JP/6/WINAHYO
JP/6/WINAHYO
Indosat, good governance and paper companies
Winahyo Soekanto
Lawyer
Consumer Care Foundation
Jakarta
winahyo@yahoo.com
At least on paper, the controversial sale of 41.9 percent of
government shares of Indosat to Singapore telecommunications firm
Singapore Technologies Telemedia (STT) will ease budget deficits,
despite criticism that it could have been sold at higher prices.
It will also provide consumers with more choices as Indosat has
stated its ability to develop 759,000 new fixed wireless lines or
more.
One of the many flies in the ointment is the revelation of a
special purpose vehicle in the transaction -- namely the use of a
paper company, the Indonesian Communication Limited, by the ST
Telemedia when Indonesia signed the sale and purchase agreement.
It has been reported that ST Telemedia wholly owns the Mauritius-
based company.
Among the many questions that the public have expressed
include: Who was the legal entity that was registered to
represent the Temasek Holding since bidding opened up until the
final bid and the announcement of the winning party? Was it ST
Telemedia? Was the ICL name ever recorded? Has the government
ever explicitly agreed to the use of a special purpose vehicle in
the bidding process?
Answers to those questions may lead to serious legal
repercussions.
If the name of ICL appeared just before the signing of the
sale and purchase agreement (SPA), then of course it did not have
any right to close the deal given that it was the ST Telemedia
that had been announced the winner of the bidding. If this was
the case then it posed a serious problem of transparency.
Let us assume that the government could not have been that
careless and that the ICL had been mentioned as the special
purpose vehicle of ST Telemedia all along. Though common, the
practice (which aims to gain tax efficiency) can be fraught with
legal problems. For instance, what if the tax exemption sought
for by ST Telemedia was one that originated from Indonesia's own
regulations? Has the government allowed this to happen without
explicitly declaring it part of a tax holiday -- meaning, has the
government violated its own taxation regulations?
If the Indonesian government had in fact approved the use of a
special purpose vehicle by the ST Telemedia for the purpose of
gaining tax efficiency, did the same policy apply to all bidders?
If this was not a common policy of the bidding process, then the
losing bidders could certainly question the legality of the
transaction between the Indonesian government and ST Telemedia.
They could even accuse the government of discrimination in the
bidding.
In a private-to-private transaction, the use of a special
purpose vehicle (a euphemism for a paper company) is indeed
common. A paper company or a dormant company is one that is
established not to produce real goods or services but to serve as
a tool of transaction -- for instance to purchase a company or to
keep escrow account. Mauritius, Cayman Island and British Virgin
Islands are known as tax havens that authorize the establishment
of such companies and apparently profit from the practice.

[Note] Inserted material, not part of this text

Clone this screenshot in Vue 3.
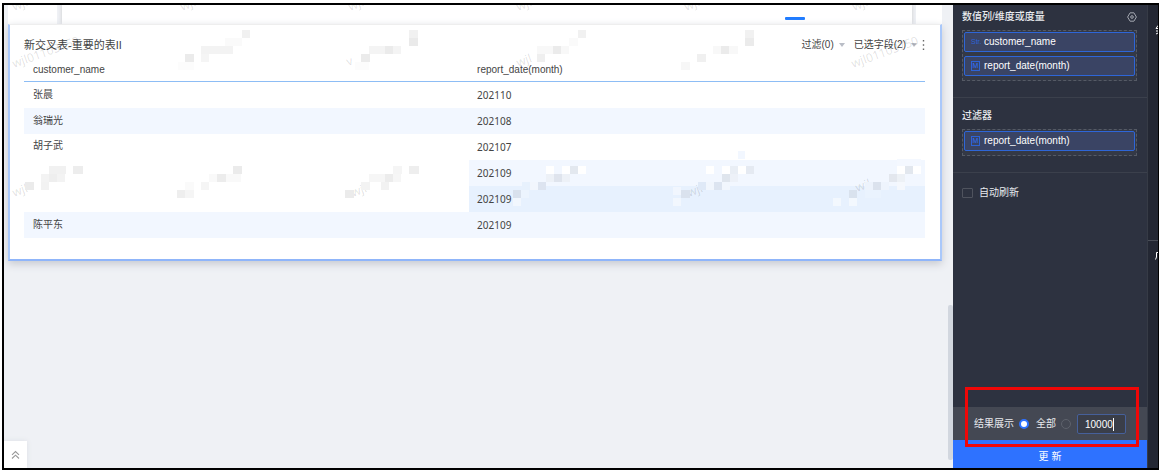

Indonesia, too, applies tax breaks to foster the growth of
foreign investment, but when it comes to a transaction between a
private institution with a public one such as in the case of
Indosat, the government should indeed be more careful in how it
regulates its bidding procedures.
Otherwise, the line that separates the private from the public
domain could be trampled upon. If the government had indeed
intended to provide tax breaks in the Indosat sale, it should
have gone public with the policy and informed all potential
investors. And if the government had meant the policy to be a
public domain, then the same policy should apply to similar
transactions.
We do not wish to tolerate certain interests seeking to turn a
transaction, that is public by nature, into a mere private
business because the resulting problems would be breaches of the
principles of good governance.
It looks certain that the Indosat transaction will not earn
the government new tax revenues, nor will it create incentives
for investors in the same field, nor boons for the campaign to
create a good investment climate here; and thus it will neither
lead to incentives for the campaign for good governance.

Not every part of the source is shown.